* begin PROVIDED DATA *

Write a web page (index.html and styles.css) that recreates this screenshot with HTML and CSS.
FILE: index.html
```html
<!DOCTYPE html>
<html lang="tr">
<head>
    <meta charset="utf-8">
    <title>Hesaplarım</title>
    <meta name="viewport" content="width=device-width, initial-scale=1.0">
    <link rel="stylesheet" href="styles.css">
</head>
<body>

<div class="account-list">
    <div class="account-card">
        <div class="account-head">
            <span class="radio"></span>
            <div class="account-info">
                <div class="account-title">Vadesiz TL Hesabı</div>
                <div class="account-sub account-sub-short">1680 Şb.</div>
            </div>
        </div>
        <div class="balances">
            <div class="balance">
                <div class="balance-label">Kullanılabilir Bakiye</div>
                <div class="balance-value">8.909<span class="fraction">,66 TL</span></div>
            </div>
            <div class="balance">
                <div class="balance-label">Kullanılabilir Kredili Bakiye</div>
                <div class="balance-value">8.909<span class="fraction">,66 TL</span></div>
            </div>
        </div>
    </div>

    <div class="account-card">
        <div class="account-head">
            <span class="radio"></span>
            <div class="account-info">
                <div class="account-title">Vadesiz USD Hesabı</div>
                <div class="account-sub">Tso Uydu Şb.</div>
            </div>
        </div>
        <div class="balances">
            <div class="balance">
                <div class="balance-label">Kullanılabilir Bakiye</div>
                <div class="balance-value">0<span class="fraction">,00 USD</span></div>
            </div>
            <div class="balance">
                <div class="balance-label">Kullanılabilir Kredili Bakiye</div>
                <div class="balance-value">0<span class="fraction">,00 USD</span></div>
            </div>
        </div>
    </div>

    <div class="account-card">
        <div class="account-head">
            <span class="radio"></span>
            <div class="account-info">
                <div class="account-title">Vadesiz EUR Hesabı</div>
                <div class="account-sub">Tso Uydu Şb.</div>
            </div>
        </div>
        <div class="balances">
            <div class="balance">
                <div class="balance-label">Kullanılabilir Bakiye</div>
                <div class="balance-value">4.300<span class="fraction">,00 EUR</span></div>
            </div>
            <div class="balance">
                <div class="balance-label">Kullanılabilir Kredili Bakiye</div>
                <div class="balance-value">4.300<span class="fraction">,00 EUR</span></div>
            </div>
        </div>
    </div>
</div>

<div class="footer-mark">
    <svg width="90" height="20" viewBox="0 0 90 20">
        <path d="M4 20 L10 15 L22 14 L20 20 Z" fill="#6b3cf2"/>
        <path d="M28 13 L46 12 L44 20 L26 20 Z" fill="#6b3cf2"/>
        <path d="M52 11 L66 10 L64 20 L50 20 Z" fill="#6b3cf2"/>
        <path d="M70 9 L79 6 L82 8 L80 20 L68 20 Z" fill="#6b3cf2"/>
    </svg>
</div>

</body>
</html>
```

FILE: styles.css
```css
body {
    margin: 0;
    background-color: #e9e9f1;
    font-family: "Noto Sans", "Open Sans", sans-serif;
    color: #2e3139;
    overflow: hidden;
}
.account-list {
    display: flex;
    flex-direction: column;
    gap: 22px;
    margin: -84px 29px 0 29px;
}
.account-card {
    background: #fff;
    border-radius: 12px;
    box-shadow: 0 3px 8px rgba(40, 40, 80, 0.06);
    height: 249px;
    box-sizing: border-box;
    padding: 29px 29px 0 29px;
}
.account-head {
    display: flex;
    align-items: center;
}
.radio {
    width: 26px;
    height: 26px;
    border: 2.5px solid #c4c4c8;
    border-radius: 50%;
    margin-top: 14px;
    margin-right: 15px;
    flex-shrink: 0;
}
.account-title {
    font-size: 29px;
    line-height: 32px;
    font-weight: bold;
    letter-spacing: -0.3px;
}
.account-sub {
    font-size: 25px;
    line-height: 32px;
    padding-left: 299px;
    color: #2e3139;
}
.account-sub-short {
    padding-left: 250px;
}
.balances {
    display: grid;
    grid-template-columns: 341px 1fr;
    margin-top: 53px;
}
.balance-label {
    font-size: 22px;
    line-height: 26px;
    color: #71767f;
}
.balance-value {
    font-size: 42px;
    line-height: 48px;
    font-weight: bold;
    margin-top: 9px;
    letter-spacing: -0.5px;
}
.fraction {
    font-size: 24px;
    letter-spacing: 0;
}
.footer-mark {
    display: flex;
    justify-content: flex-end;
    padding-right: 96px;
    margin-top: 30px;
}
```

* end PROVIDED DATA *
* begin PROVIDED DATA *

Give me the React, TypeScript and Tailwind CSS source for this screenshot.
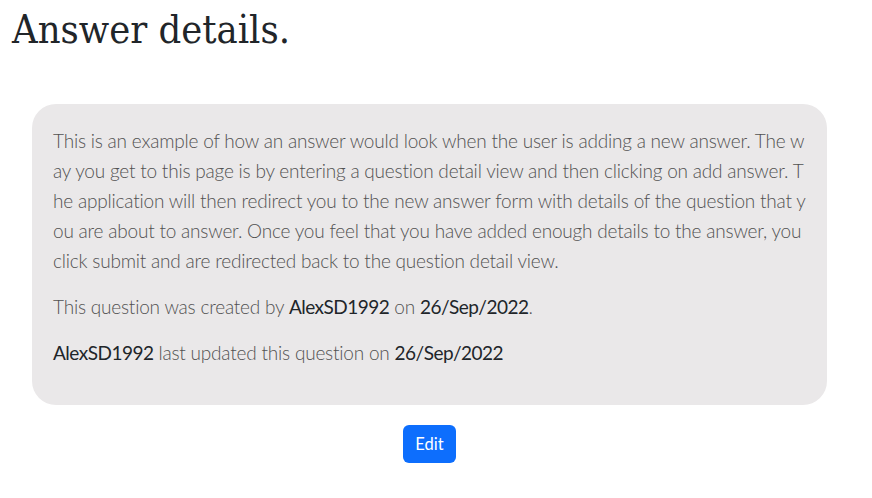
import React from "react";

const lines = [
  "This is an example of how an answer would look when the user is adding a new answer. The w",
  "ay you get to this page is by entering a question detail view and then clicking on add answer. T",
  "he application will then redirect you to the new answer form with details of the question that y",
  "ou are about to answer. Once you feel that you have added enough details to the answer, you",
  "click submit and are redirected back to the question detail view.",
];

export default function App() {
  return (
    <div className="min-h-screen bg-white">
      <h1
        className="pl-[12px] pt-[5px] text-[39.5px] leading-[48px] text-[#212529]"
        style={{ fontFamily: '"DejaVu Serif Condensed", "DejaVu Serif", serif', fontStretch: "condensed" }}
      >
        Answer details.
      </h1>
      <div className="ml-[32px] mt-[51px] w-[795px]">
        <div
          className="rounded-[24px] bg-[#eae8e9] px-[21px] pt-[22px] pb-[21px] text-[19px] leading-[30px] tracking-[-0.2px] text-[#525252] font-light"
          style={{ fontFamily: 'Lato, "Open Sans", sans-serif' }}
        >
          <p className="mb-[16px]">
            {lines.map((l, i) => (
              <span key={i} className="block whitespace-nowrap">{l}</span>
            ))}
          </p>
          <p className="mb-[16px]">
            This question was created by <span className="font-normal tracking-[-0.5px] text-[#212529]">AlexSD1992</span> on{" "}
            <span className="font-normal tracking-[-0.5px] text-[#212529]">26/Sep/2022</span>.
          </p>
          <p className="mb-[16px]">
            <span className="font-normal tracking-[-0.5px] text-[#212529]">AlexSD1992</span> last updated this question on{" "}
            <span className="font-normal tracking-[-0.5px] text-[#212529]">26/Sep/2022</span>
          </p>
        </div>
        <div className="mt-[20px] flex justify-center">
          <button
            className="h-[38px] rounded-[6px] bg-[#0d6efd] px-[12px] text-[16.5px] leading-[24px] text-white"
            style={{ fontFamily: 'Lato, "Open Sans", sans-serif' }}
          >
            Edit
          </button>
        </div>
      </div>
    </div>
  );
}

* end PROVIDED DATA *

* EXERCISE OBJECTIVE
Starting at the line that contains "Give me the" and stopping after the line that contains "import React from", copy every line exactly. Leave any pictures behind.

* ANSWER FOR THIS EXERCISE
Give me the React, TypeScript and Tailwind CSS source for this screenshot.
import React from "react";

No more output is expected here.